Can you write out all the lines word for word, with no pictures?

--- begin ---

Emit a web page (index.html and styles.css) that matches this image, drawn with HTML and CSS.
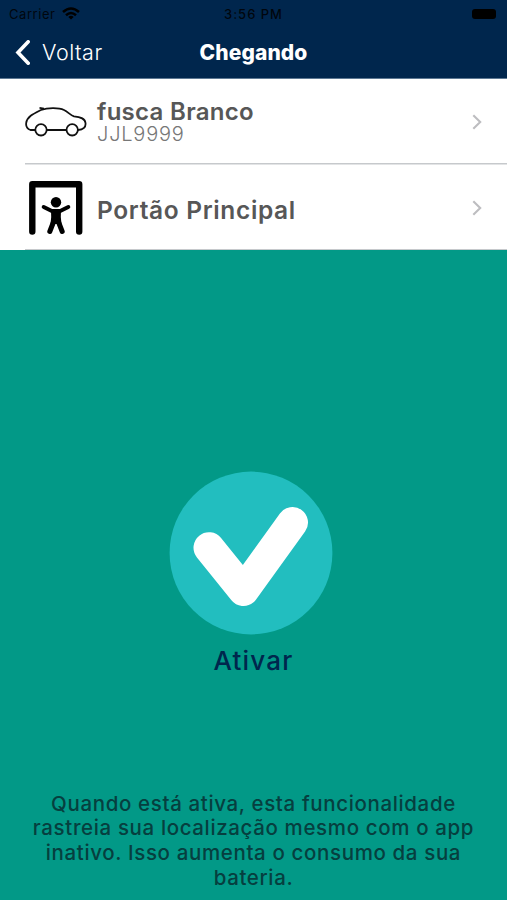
FILE: index.html
```html
<!DOCTYPE html>
<html lang="pt-BR">
<head>
    <meta charset="UTF-8">
    <meta name="viewport" content="width=device-width, initial-scale=1.0">
    <title>Chegando</title>
    <link rel="stylesheet" href="styles.css">
</head>
<body>
    <header class="header">
        <div class="status-bar">
            <div class="carrier">
                <span>Carrier</span>
                <svg width="18" height="13" viewBox="0 0 18 13" fill="none" stroke="#000" stroke-width="2.6">
                    <path d="M1 5 Q9 -2 17 5"/>
                    <path d="M4 8.2 Q9 3.8 14 8.2"/>
                    <path d="M9 12.6 L6.3 9.9 Q9 7.8 11.7 9.9 Z" fill="#000" stroke="none"/>
                </svg>
            </div>
            <span class="clock">3:56 PM</span>
            <div class="battery-wrap"><span class="battery"></span></div>
        </div>
        <nav class="nav-bar">
            <a class="back">
                <svg width="15" height="25" viewBox="0 0 15 25" fill="none" stroke="#fff" stroke-width="3.6">
                    <path d="M13.2 1.8 L3 12.5 L13.2 23.2" stroke-linecap="round"/>
                </svg>
                <span>Voltar</span>
            </a>
            <h1 class="title">Chegando</h1>
            <span></span>
        </nav>
    </header>

    <main>
        <div class="row">
            <div class="icon">
                <svg width="62" height="30" viewBox="0 0 62 30" fill="none" stroke="#111" stroke-width="1.8">
                    <path d="M10 23 H5.5 C1.5 21.5 0.8 19 1.2 16 C2 9.5 9 6.5 16 3 C23 0.4 34 0.6 39 3 C43 5 46 8.5 49 9.4 C55 10 60 11 60.5 16 C61 20 58.5 22.8 53 23 M22 23 H41"/>
                    <path d="M14.5 0.9 L19 1.6"/>
                    <circle cx="16" cy="22.8" r="5.7"/>
                    <circle cx="47.2" cy="22.8" r="5.7"/>
                </svg>
            </div>
            <div class="info car-info">
                <div class="name car-name">fusca Branco</div>
                <div class="plate">JJL9999</div>
            </div>
            <svg class="arrow" width="10" height="16" viewBox="0 0 10 16" fill="none" stroke="#bdbdc0" stroke-width="2.1">
                <path d="M1.3 1.2 L8.2 8 L1.3 14.8"/>
            </svg>
        </div>
        <div class="row gate-row">
            <div class="icon gate">
                <svg width="54" height="54" viewBox="0 0 54 54" fill="none" stroke="#000" stroke-linecap="round" stroke-linejoin="round">
                    <path d="M3.3 50.5 V3.3 H50.2 V50.5" stroke-width="6.4"/>
                    <circle cx="27" cy="21.3" r="5.2" fill="#000" stroke="none"/>
                    <path d="M14.7 26 L22.8 30 H31.2 L39.3 26" stroke-width="4"/>
                    <path d="M22 29 H32 L31.8 36 L32.5 43 H21.5 L22.2 36 Z" fill="#000" stroke="none"/>
                    <path d="M24.5 41 L20.8 50.5 M29.5 41 L33.2 50.5" stroke-width="5"/>
                </svg>
            </div>
            <div class="info">
                <div class="name gate-name">Portão Principal</div>
            </div>
            <svg class="arrow" width="10" height="16" viewBox="0 0 10 16" fill="none" stroke="#bdbdc0" stroke-width="2.1">
                <path d="M1.3 1.2 L8.2 8 L1.3 14.8"/>
            </svg>
        </div>

        <section class="activate">
            <svg class="check" width="164" height="164" viewBox="0 0 164 164" fill="none">
                <circle cx="82" cy="82" r="81.4" fill="#22bebf"/>
                <path d="M40 76.7 L74.5 119.5 L123.5 51.5" stroke="#fff" stroke-width="31" stroke-linecap="round" stroke-linejoin="round"/>
            </svg>
            <div class="activate-label">Ativar</div>
            <p class="description">
                Quando está ativa, esta funcionalidade<br>
                rastreia sua localização mesmo com o app<br>
                inativo. Isso aumenta o consumo da sua<br>
                bateria.
            </p>
        </section>
    </main>
</body>
</html>
```
FILE: styles.css
```css
* {
    box-sizing: border-box;
}

body {
    margin: 0;
    height: 900px;
    overflow: hidden;
    font-family: Inter, "Noto Sans", sans-serif;
    background-color: #029987;
}

svg {
    display: block;
    flex-shrink: 0;
}

.header {
    height: 79px;
    background-color: #00264d;
    border-bottom: 1px solid #5d7893;
}

.status-bar {
    display: grid;
    grid-template-columns: 1fr auto 1fr;
    align-items: center;
    height: 27px;
    padding: 0 11px 0 9px;
    font-size: 13px;
    color: #00060e;
}

.carrier {
    display: flex;
    align-items: center;
    gap: 7px;
    letter-spacing: 0.55px;
}

.clock {
    padding-left: 2px;
    font-weight: 500;
    letter-spacing: 1px;
}

.battery-wrap {
    display: flex;
    justify-content: flex-end;
}

.battery {
    width: 24px;
    height: 10px;
    border-radius: 3px;
    background-color: #000;
}

.nav-bar {
    display: grid;
    grid-template-columns: 1fr auto 1fr;
    align-items: center;
    height: 50px;
    padding: 0 15px;
    color: #fff;
}

.back {
    display: flex;
    align-items: center;
    gap: 12px;
    font-size: 21.5px;
    font-weight: 300;
    letter-spacing: 0.5px;
}

.title {
    margin: 0;
    font-size: 21px;
    font-weight: 800;
    letter-spacing: 0.1px;
}

.row {
    display: flex;
    align-items: center;
    height: 85.5px;
    padding: 0 25px;
    background: linear-gradient(#c6c9cc, #c6c9cc) 25px 100% / 100% 1.5px no-repeat #fff;
}

.gate-row {
    padding-top: 2px;
}

.icon {
    width: 72px;
}

.gate {
    padding-left: 4px;
}

.info {
    flex: 1;
}

.car-info {
    padding-bottom: 2px;
}

.name {
    font-size: 24px;
    line-height: 26px;
    font-weight: 600;
    color: #575757;
}

.car-name {
    letter-spacing: 0.3px;
}

.gate-name {
    padding-top: 3px;
    font-size: 24.5px;
    letter-spacing: 0.65px;
}

.plate {
    font-size: 20px;
    line-height: 18px;
    font-weight: 300;
    letter-spacing: 0.8px;
    color: #777;
}

.activate {
    display: flex;
    flex-direction: column;
    align-items: center;
    padding-top: 221px;
}

.check {
    margin-right: 5.5px;
}

.activate-label {
    margin-top: 9px;
    font-size: 26px;
    line-height: 34px;
    font-weight: 500;
    letter-spacing: 1.2px;
    color: #00264d;
}

.description {
    margin: 113.5px 0 0;
    font-size: 20.5px;
    line-height: 24.7px;
    font-weight: 500;
    letter-spacing: 0.63px;
    text-align: center;
    white-space: nowrap;
    color: #063f3f;
}
```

--- end ---

_Full solution_:
Emit a web page (index.html and styles.css) that matches this image, drawn with HTML and CSS.
FILE: index.html
```html
<!DOCTYPE html>
<html lang="pt-BR">
<head>
    <meta charset="UTF-8">
    <meta name="viewport" content="width=device-width, initial-scale=1.0">
    <title>Chegando</title>
    <link rel="stylesheet" href="styles.css">
</head>
<body>
    <header class="header">
        <div class="status-bar">
            <div class="carrier">
                <span>Carrier</span>
                <svg width="18" height="13" viewBox="0 0 18 13" fill="none" stroke="#000" stroke-width="2.6">
                    <path d="M1 5 Q9 -2 17 5"/>
                    <path d="M4 8.2 Q9 3.8 14 8.2"/>
                    <path d="M9 12.6 L6.3 9.9 Q9 7.8 11.7 9.9 Z" fill="#000" stroke="none"/>
                </svg>
            </div>
            <span class="clock">3:56 PM</span>
            <div class="battery-wrap"><span class="battery"></span></div>
        </div>
        <nav class="nav-bar">
            <a class="back">
                <svg width="15" height="25" viewBox="0 0 15 25" fill="none" stroke="#fff" stroke-width="3.6">
                    <path d="M13.2 1.8 L3 12.5 L13.2 23.2" stroke-linecap="round"/>
                </svg>
                <span>Voltar</span>
            </a>
            <h1 class="title">Chegando</h1>
            <span></span>
        </nav>
    </header>

    <main>
        <div class="row">
            <div class="icon">
                <svg width="62" height="30" viewBox="0 0 62 30" fill="none" stroke="#111" stroke-width="1.8">
                    <path d="M10 23 H5.5 C1.5 21.5 0.8 19 1.2 16 C2 9.5 9 6.5 16 3 C23 0.4 34 0.6 39 3 C43 5 46 8.5 49 9.4 C55 10 60 11 60.5 16 C61 20 58.5 22.8 53 23 M22 23 H41"/>
                    <path d="M14.5 0.9 L19 1.6"/>
                    <circle cx="16" cy="22.8" r="5.7"/>
                    <circle cx="47.2" cy="22.8" r="5.7"/>
                </svg>
            </div>
            <div class="info car-info">
                <div class="name car-name">fusca Branco</div>
                <div class="plate">JJL9999</div>
            </div>
            <svg class="arrow" width="10" height="16" viewBox="0 0 10 16" fill="none" stroke="#bdbdc0" stroke-width="2.1">
                <path d="M1.3 1.2 L8.2 8 L1.3 14.8"/>
            </svg>
        </div>
        <div class="row gate-row">
            <div class="icon gate">
                <svg width="54" height="54" viewBox="0 0 54 54" fill="none" stroke="#000" stroke-linecap="round" stroke-linejoin="round">
                    <path d="M3.3 50.5 V3.3 H50.2 V50.5" stroke-width="6.4"/>
                    <circle cx="27" cy="21.3" r="5.2" fill="#000" stroke="none"/>
                    <path d="M14.7 26 L22.8 30 H31.2 L39.3 26" stroke-width="4"/>
                    <path d="M22 29 H32 L31.8 36 L32.5 43 H21.5 L22.2 36 Z" fill="#000" stroke="none"/>
                    <path d="M24.5 41 L20.8 50.5 M29.5 41 L33.2 50.5" stroke-width="5"/>
                </svg>
            </div>
            <div class="info">
                <div class="name gate-name">Portão Principal</div>
            </div>
            <svg class="arrow" width="10" height="16" viewBox="0 0 10 16" fill="none" stroke="#bdbdc0" stroke-width="2.1">
                <path d="M1.3 1.2 L8.2 8 L1.3 14.8"/>
            </svg>
        </div>

        <section class="activate">
            <svg class="check" width="164" height="164" viewBox="0 0 164 164" fill="none">
                <circle cx="82" cy="82" r="81.4" fill="#22bebf"/>
                <path d="M40 76.7 L74.5 119.5 L123.5 51.5" stroke="#fff" stroke-width="31" stroke-linecap="round" stroke-linejoin="round"/>
            </svg>
            <div class="activate-label">Ativar</div>
            <p class="description">
                Quando está ativa, esta funcionalidade<br>
                rastreia sua localização mesmo com o app<br>
                inativo. Isso aumenta o consumo da sua<br>
                bateria.
            </p>
        </section>
    </main>
</body>
</html>
```
FILE: styles.css
```css
* {
    box-sizing: border-box;
}

body {
    margin: 0;
    height: 900px;
    overflow: hidden;
    font-family: Inter, "Noto Sans", sans-serif;
    background-color: #029987;
}

svg {
    display: block;
    flex-shrink: 0;
}

.header {
    height: 79px;
    background-color: #00264d;
    border-bottom: 1px solid #5d7893;
}

.status-bar {
    display: grid;
    grid-template-columns: 1fr auto 1fr;
    align-items: center;
    height: 27px;
    padding: 0 11px 0 9px;
    font-size: 13px;
    color: #00060e;
}

.carrier {
    display: flex;
    align-items: center;
    gap: 7px;
    letter-spacing: 0.55px;
}

.clock {
    padding-left: 2px;
    font-weight: 500;
    letter-spacing: 1px;
}

.battery-wrap {
    display: flex;
    justify-content: flex-end;
}

.battery {
    width: 24px;
    height: 10px;
    border-radius: 3px;
    background-color: #000;
}

.nav-bar {
    display: grid;
    grid-template-columns: 1fr auto 1fr;
    align-items: center;
    height: 50px;
    padding: 0 15px;
    color: #fff;
}

.back {
    display: flex;
    align-items: center;
    gap: 12px;
    font-size: 21.5px;
    font-weight: 300;
    letter-spacing: 0.5px;
}

.title {
    margin: 0;
    font-size: 21px;
    font-weight: 800;
    letter-spacing: 0.1px;
}

.row {
    display: flex;
    align-items: center;
    height: 85.5px;
    padding: 0 25px;
    background: linear-gradient(#c6c9cc, #c6c9cc) 25px 100% / 100% 1.5px no-repeat #fff;
}

.gate-row {
    padding-top: 2px;
}

.icon {
    width: 72px;
}

.gate {
    padding-left: 4px;
}

.info {
    flex: 1;
}

.car-info {
    padding-bottom: 2px;
}

.name {
    font-size: 24px;
    line-height: 26px;
    font-weight: 600;
    color: #575757;
}

.car-name {
    letter-spacing: 0.3px;
}

.gate-name {
    padding-top: 3px;
    font-size: 24.5px;
    letter-spacing: 0.65px;
}

.plate {
    font-size: 20px;
    line-height: 18px;
    font-weight: 300;
    letter-spacing: 0.8px;
    color: #777;
}

.activate {
    display: flex;
    flex-direction: column;
    align-items: center;
    padding-top: 221px;
}

.check {
    margin-right: 5.5px;
}

.activate-label {
    margin-top: 9px;
    font-size: 26px;
    line-height: 34px;
    font-weight: 500;
    letter-spacing: 1.2px;
    color: #00264d;
}

.description {
    margin: 113.5px 0 0;
    font-size: 20.5px;
    line-height: 24.7px;
    font-weight: 500;
    letter-spacing: 0.63px;
    text-align: center;
    white-space: nowrap;
    color: #063f3f;
}
```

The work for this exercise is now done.